Men and the Menopause

By Elisa Cottarelli | Team MM

When you’re already frustrated with the world and can’t seem to catch your breath, the last thing you need is someone else being upset with you too. The menopause can make us irritable and ill-tempered and it’s likely we’ll overact at some point or another. For the people around us, like our husbands and partners, this might seem like an unruly attitude or a major change in character. While it’d be so much nicer if the men in our lives just simply understood what was going on, it’s important to remember what we’ve all known all along: men are not mind readers.

The more you talk about it, the easier your and his life will be in the long run.

Just as it’s important to break the silence about the menopause among women, it’s also important to bring men into this conversation too.
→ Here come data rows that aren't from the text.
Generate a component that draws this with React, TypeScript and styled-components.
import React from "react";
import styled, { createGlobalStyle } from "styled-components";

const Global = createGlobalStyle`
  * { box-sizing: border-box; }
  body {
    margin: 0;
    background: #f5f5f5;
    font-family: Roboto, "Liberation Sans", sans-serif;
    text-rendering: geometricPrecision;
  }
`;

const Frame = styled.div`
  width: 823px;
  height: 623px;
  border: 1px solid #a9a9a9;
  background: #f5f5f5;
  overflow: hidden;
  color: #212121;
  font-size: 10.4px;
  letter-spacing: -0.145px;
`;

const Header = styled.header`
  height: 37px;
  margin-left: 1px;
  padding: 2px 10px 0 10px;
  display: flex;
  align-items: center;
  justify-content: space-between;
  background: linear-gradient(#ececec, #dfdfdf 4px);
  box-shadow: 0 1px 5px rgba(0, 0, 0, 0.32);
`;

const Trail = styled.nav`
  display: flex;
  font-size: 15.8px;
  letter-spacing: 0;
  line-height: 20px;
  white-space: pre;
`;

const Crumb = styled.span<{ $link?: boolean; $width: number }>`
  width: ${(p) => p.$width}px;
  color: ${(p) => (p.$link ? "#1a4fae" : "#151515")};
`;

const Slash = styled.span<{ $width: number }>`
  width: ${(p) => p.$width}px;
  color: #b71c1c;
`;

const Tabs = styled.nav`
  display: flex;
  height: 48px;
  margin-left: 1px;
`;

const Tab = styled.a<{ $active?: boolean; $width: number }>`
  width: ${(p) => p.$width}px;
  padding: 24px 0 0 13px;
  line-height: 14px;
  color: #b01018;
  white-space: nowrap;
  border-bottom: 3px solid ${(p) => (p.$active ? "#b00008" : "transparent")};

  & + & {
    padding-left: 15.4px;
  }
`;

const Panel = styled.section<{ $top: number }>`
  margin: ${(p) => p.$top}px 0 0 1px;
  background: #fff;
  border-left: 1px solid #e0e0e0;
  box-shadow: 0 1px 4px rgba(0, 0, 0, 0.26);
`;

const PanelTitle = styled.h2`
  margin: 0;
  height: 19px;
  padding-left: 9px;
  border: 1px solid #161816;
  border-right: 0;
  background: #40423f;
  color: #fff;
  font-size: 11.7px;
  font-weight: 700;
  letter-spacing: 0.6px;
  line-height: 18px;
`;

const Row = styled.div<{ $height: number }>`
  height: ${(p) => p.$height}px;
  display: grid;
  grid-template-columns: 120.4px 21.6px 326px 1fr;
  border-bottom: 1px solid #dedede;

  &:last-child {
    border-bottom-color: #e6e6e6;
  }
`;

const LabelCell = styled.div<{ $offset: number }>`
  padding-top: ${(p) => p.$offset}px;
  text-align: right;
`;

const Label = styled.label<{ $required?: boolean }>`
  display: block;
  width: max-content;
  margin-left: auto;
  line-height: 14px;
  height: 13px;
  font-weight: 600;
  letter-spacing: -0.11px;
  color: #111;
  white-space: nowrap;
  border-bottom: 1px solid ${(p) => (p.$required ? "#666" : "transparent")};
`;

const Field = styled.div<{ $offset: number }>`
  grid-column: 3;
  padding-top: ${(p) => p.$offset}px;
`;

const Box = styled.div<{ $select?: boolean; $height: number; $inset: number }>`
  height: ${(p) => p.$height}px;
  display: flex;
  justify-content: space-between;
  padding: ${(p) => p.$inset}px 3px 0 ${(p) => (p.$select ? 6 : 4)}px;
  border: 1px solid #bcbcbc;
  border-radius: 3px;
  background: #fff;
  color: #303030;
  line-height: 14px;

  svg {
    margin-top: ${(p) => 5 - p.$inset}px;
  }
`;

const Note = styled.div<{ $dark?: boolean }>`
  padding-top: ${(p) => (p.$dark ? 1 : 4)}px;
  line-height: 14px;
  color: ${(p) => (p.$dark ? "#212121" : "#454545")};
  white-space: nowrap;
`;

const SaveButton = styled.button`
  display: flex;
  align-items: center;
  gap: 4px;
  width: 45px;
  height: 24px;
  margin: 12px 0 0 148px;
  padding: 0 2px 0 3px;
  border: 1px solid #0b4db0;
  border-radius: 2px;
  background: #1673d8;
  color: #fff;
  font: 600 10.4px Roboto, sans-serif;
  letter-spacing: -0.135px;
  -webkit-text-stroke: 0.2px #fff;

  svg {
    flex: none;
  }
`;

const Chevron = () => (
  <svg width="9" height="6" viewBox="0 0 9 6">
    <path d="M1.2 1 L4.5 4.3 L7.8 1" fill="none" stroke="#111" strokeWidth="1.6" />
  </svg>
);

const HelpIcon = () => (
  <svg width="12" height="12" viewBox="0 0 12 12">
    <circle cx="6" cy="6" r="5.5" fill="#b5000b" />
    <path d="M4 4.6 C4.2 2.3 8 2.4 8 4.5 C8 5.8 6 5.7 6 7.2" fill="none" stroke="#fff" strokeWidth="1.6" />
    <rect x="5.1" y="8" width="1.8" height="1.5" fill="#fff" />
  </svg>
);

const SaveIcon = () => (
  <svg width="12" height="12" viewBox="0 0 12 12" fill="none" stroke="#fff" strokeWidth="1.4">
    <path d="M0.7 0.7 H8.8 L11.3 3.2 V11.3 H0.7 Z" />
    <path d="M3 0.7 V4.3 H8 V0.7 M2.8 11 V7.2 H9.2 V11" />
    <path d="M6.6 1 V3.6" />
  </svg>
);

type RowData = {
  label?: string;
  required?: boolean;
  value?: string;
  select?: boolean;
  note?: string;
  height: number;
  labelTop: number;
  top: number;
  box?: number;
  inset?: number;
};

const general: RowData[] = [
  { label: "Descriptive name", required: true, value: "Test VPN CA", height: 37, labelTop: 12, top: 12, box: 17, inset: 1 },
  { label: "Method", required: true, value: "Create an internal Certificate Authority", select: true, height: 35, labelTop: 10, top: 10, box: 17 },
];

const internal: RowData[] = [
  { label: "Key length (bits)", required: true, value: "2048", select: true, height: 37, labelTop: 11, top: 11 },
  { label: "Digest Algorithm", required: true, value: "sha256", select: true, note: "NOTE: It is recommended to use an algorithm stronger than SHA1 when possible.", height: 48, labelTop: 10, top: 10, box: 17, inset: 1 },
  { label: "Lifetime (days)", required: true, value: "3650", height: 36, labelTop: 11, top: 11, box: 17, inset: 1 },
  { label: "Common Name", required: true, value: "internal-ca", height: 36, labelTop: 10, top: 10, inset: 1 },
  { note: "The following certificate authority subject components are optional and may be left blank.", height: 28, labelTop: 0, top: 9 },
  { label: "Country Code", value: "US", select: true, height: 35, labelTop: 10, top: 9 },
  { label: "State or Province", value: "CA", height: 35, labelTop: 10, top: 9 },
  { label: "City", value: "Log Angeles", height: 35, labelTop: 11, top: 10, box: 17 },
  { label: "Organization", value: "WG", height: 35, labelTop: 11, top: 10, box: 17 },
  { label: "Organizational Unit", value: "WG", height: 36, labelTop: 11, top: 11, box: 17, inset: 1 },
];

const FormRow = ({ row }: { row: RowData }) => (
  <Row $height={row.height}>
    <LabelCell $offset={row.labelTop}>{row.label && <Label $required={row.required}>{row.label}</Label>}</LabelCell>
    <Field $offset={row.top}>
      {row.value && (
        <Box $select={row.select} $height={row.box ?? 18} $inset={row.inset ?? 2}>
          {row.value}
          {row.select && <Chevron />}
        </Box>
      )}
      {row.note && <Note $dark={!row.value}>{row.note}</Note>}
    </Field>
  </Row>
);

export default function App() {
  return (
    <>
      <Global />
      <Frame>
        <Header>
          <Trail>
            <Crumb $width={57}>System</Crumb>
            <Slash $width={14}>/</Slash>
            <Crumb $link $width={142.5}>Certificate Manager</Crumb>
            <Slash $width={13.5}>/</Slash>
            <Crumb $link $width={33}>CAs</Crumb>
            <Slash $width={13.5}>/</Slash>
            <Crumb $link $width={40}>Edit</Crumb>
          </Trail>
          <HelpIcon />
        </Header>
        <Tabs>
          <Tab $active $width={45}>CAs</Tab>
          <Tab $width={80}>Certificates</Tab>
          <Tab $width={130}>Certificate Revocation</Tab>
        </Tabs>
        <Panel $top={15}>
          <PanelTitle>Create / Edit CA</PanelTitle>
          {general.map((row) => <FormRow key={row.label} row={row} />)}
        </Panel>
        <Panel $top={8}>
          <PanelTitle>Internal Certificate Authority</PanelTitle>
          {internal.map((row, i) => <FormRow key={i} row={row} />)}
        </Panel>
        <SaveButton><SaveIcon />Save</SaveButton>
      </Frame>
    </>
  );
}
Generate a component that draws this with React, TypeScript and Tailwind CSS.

There are so many women who don’t know enough about the menopause and its symptoms, so the likelihood of your partner knowing more about it than you do is remote. If you haven’t already, it’s time to bring up the conversation! Remember, there is nothing embarrassing about the menopause: it’s natural, normal and will happen to every woman. The more you talk about it, the easier your and his life will be in the long run. If you’re not sure what to say in the conversation, here are a few ideas to get you going:

1. The menopause is much more than just the end of your periods

It’s incredibly important to explain what the symptoms of the menopause are, including the non-physical ones. It can be hard to understand how all these symptoms are related, but there is so much evidence that links the depletion of estrogen to mood swings, depression, hair loss, dry skin, loss of libido and all the rest! It’s not in your head, it’s science.

2. Symptoms have consequences

Let’s say your hot flushes are really taking a toll one day and so you turn down the thermostat. Or let’s say your brain is feeling particularly foggy, and as a result, you’ve left the milk out. It’s not just about explaining what the symptoms are but explaining the effects these symptoms can have. That way, when your home or apartment is feeling a little bit colder than usual, your partner might understand why!

3. The sex will change

The menopause doesn’t mean the end of your sex life, but it can mean that things might be a bit different. Having the talk about the menopause includes talking about how things might be different in the bedroom. You might start by explaining that because of the changes happening to your body, there are some days where you might not feel like being intimate at all. And even when you do feel like it, it may seem as if you are not as aroused as usual. It’s really important to assure your partner that it’s not him, it’s your hormones. This is especially true if you’ve been together for a long time because to him it might seem that you’re losing interest or that you don’t find him as attractive as you once did. You might also introduce the subject of using a lubricant during intercourse. Planning date nights and special occasions to make you feel confident and desired can make a real difference!

4. What they can do to help

Again, men are definitely not mind readers. They might not know what the best way to help you get through the day is. Everyone is different, and if you explain how he can best help you, you’ll end up helping yourself!

Remind him that it’s just the menopause and not something he’s done.

When you start that conversation, handling the menopause with your partner becomes a two-way street: hopefully, he’ll become more understanding and helpful, but likewise, it’s important to respect his feelings too. If you’re having a particularly bad day or angry moment, a simple apology goes a long way! Remind him that it’s just the menopause and not something he’s done. Men can experience similar physical symptoms too as they age (note: we are not saying there is a “male menopause” as some articles on the Internet like to suggest), so you’re likely to be feeling some of the same things, like joint pain and fatigue. Open dialogue is difficult, but knowing you’ve got a good support system around you and that the man in your understands what you’re going through will make the process a lot easier.